Do people complete the course that teaches them how to be better savers?
Yes, we have about an 80 to 85 percent completion rate for people who complete the course and earn the matching funds. We also did a study of graduates two years out and found that 70 percent of them were still saving on an average of 10 percent of their monthly incomes, which is really high.
We also have people saving up the cost to attain US citizenship. Citizenship can be a real asset from an employment perspective.
How did you come to found the Opportunity Fund?
I was a relief worker in El Salvador and then doing affordable housing development in Washington D.C. Then I was in Stanford University's public business program that trains people for government and nonprofit work.
We think of micro-finance efforts taking place in very poor countries, such as India. Is micro-lending in the US pretty far under the radar?
It's much smaller here. In some countries institutions have been able to go to enormous scale because there has been a lack of financial services of any kind. We've found the group-lending model that's been so successful abroad doesn't appeal to people starting businesses here. This country, by and large, is awash in financial services. A lot of them aren't really very good for people, but it's hard to get your message out amongst the noise and get people to trust you that you have their best interests at heart.

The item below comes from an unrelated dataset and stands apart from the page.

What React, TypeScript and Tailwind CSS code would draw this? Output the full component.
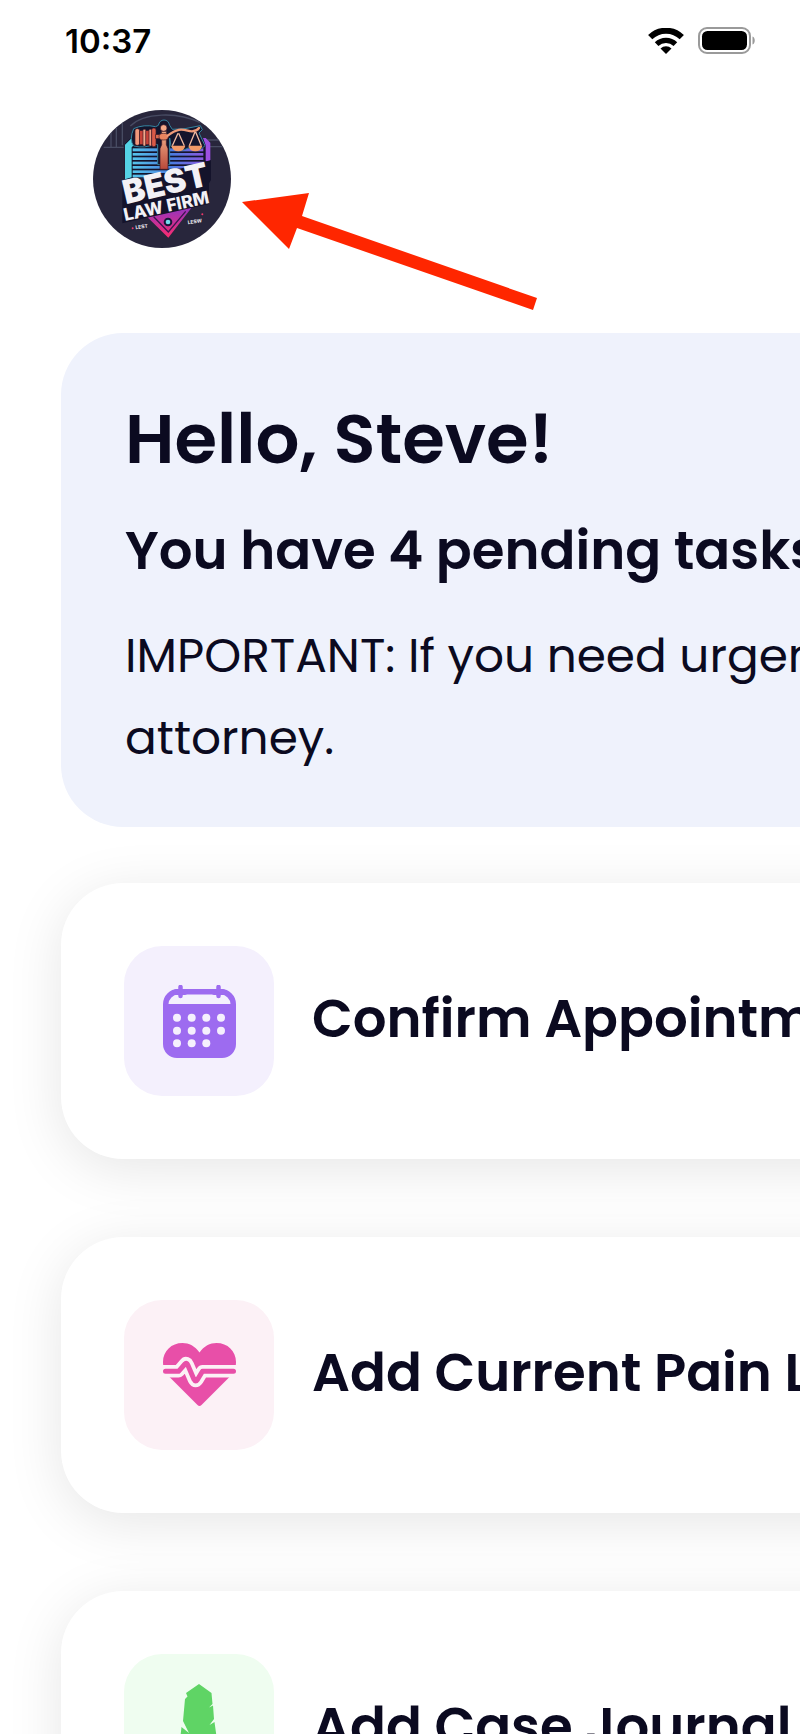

But [micro-finance] is building steam here. I think the recession has brought more and more attention to micro-lenders with banks stopping lending. We think this is our moment to move to a new kind of scale. We've seen growth in the 50 percent per year area.
Thankfully we don't have many people in the US living on $2 a day [as in some countries] but that doesn't mean there isn't a need here.
What's your response to the turmoil in the international micro-lending scene, which includes some studies that question its effectiveness?
Everyone is always quick to jump on the bad news. There have been other studies that have shown positive impacts. I think part of micro-finance's problem has been that it's been oversold and overhyped, especially internationally. Micro-finance is not a silver bullet. It's not the panacea to end poverty, and I'm glad people are seeing that.
• This interview has been edited and condensed.